(Your goal)
Can you write out all the lines word for word, with no pictures?
=====
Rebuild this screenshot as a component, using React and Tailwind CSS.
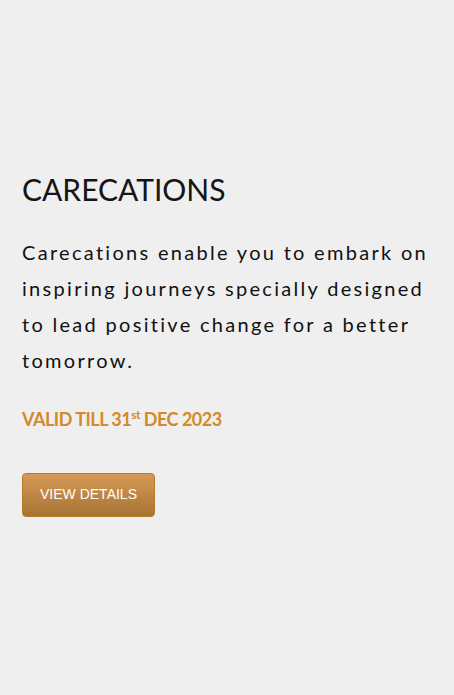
export default function App()
{
    return (
        <div className="min-h-[695px] w-full bg-[#efefef] flex flex-col justify-center px-[22px] font-['Lato','Open_Sans',sans-serif] text-[#111]">
            <div className="-mt-[10px]">
                <h1 className="text-[30px] leading-[40px] text-[#151515]">CARECATIONS</h1>
                <p className="mt-[25px] text-[20px] leading-[36px] tracking-[2.3px] text-[#111]">
                    Carecations enable you to embark on inspiring journeys specially designed to lead positive change for a better tomorrow.
                </p>
                <p className="mt-[28px] text-[18px] font-bold text-[#d38a2b] tracking-[-0.5px]">
                    VALID TILL 31<sup className="text-[12px] relative -top-[7px]">st</sup> DEC 2023
                </p>
                <button className="mt-[40px] w-[133px] h-[44px] rounded-[4px] border border-[#b87b22] bg-gradient-to-b from-[#d69a56] to-[#a77334] text-white text-[14px] font-['Liberation_Sans',Arial,sans-serif]">
                    VIEW DETAILS
                </button>
            </div>
        </div>
    );
}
=====
(Solution for this exercise)
Rebuild this screenshot as a component, using React and Tailwind CSS.
export default function App()
{
    return (
        <div className="min-h-[695px] w-full bg-[#efefef] flex flex-col justify-center px-[22px] font-['Lato','Open_Sans',sans-serif] text-[#111]">
            <div className="-mt-[10px]">
                <h1 className="text-[30px] leading-[40px] text-[#151515]">CARECATIONS</h1>
                <p className="mt-[25px] text-[20px] leading-[36px] tracking-[2.3px] text-[#111]">
                    Carecations enable you to embark on inspiring journeys specially designed to lead positive change for a better tomorrow.
                </p>
                <p className="mt-[28px] text-[18px] font-bold text-[#d38a2b] tracking-[-0.5px]">
                    VALID TILL 31<sup className="text-[12px] relative -top-[7px]">st</sup> DEC 2023
                </p>
                <button className="mt-[40px] w-[133px] h-[44px] rounded-[4px] border border-[#b87b22] bg-gradient-to-b from-[#d69a56] to-[#a77334] text-white text-[14px] font-['Liberation_Sans',Arial,sans-serif]">
                    VIEW DETAILS
                </button>
            </div>
        </div>
    );
}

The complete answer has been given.